LMAO. I am a muscle boy. SO I was just laughing, this is just weird to me.
But I hope you get some one to make you happy *wink*
Wanna meet. Would you entertain the concept of a cup of coffee or tea
Hoping to make someone happy
would be nice. Gizmo
It would be great if you want to meet, I live close to Bryanston Shopping Center. Let me know how I may spoil you.
Good article. I can so relate to this. I have been gymming now for at least 7 years, and though I had times where I had the “athletic look” I have never been a steroid bunny with huge muscles (even though I secretly want them). I also had a rough year, and since January, work and all the other excuses caused me to not go, for the first time in 7 years. But as winter ended, and workloads got lighter, I awoken out ofthe ashes, and decided to reclaim that energy I just did not have previously.
And yes, all the people that bitch and moan about how gay culture is all about looks and getting laid, should really start making peace with it. It has always been and will always be like that. When I was younger, I fell for that, and perhaps it was the reason I started gymming.
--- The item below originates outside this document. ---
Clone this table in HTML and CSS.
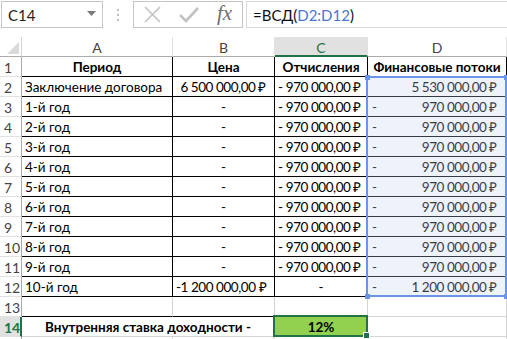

But anyone who has ever put in the efforts to actually gym hard and look good (for whatever reason), will know that in the end, being healthy and the self confidence it brings, as well as how good you feel, in the end, is the reason you do it. It has nothing to do with being vain. If you think that, you have obviously been too lazy to actually try it yourself. And in the end of it all, this cross of gay culture to “have a good, fit body” is good, because it makes the average gay guy much healthier than the straight guy of the same age.
Cubby hole. Naah I seek immediate gratification.
wow. Honest, well-written, interesting, entertaining. So rare for this site. Hope to read more of you.
Idiot. Start exploring on the net and stop wining!
You the idiot. I presume rat that you meant whining?
We can all understand each other with more education, use of proper grammar and spelling and less bicep curls.
But if you surf the net all day when do you have time to work-out?
awesome Al!. How thrilled I was today to quickly check this site to see if there were any new features written by Al Mackay and there was! How I do enjoy your insightful, humorous perspective! Honest and refreshing, bloody good combination!
I myself am terrified of gyms… I hate them and I avoid them like the plague! exes or no exes… give me a dance class or a yoga session anyday!
Oh and can’t you please write these things more frequently? I know you’re busy and all, but really…this ‘one feature every fews weeks’ thing doesn’t work for me!
Mamba management – get on this!
*smiley*
Thanks!. Thanks buddy! Glad you like the column 🙂 As you said, life and work keep getting in the way of writing – but I’ll try churn them out faster!
Great idea on the yoga. Maybe I’ll give that a bash
awesome Al!. The comments made sound like as if Al MacKay wrote it under a pseudonym.
nah. Nah, no pseudonym, just good friends
Article. Blurb
Great endorsement, fantastic article as well. Gripping and honest. The selfrealization and lucid view of a path well tread always makes for gripping gay reading.
its so true!!!. love the artical, its so try, we do all this shit just to impress some dumb ass who broke our heart, and not like we will ever get them back anyway!!!